### Work to be completed
Would you transcribe the listing that follows, character for character, and omit its images?

### Collected data

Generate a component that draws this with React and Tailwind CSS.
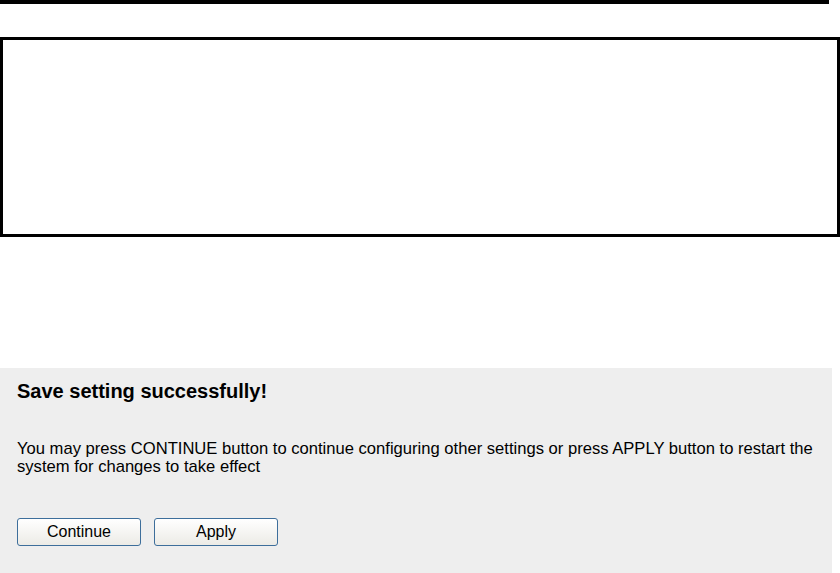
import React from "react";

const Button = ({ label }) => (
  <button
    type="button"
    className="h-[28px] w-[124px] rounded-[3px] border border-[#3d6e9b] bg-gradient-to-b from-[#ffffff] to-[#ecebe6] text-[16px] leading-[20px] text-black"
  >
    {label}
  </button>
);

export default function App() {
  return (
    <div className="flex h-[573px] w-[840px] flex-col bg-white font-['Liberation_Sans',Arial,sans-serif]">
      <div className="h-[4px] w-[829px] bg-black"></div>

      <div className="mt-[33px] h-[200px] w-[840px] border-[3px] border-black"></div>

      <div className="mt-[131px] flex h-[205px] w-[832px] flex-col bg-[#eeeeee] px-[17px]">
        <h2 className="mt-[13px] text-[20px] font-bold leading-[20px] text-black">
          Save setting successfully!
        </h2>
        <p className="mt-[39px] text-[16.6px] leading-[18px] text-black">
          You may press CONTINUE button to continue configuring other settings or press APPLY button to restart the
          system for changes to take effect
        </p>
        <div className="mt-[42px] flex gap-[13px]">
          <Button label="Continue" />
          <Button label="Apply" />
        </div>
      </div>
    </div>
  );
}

### Finished exercise
Generate a component that draws this with React and Tailwind CSS.
import React from "react";

const Button = ({ label }) => (
  <button
    type="button"
    className="h-[28px] w-[124px] rounded-[3px] border border-[#3d6e9b] bg-gradient-to-b from-[#ffffff] to-[#ecebe6] text-[16px] leading-[20px] text-black"
  >
    {label}
  </button>
);

export default function App() {
  return (
    <div className="flex h-[573px] w-[840px] flex-col bg-white font-['Liberation_Sans',Arial,sans-serif]">
      <div className="h-[4px] w-[829px] bg-black"></div>

      <div className="mt-[33px] h-[200px] w-[840px] border-[3px] border-black"></div>

      <div className="mt-[131px] flex h-[205px] w-[832px] flex-col bg-[#eeeeee] px-[17px]">
        <h2 className="mt-[13px] text-[20px] font-bold leading-[20px] text-black">
          Save setting successfully!
        </h2>
        <p className="mt-[39px] text-[16.6px] leading-[18px] text-black">
          You may press CONTINUE button to continue configuring other settings or press APPLY button to restart the
          system for changes to take effect
        </p>
        <div className="mt-[42px] flex gap-[13px]">
          <Button label="Continue" />
          <Button label="Apply" />
        </div>
      </div>
    </div>
  );
}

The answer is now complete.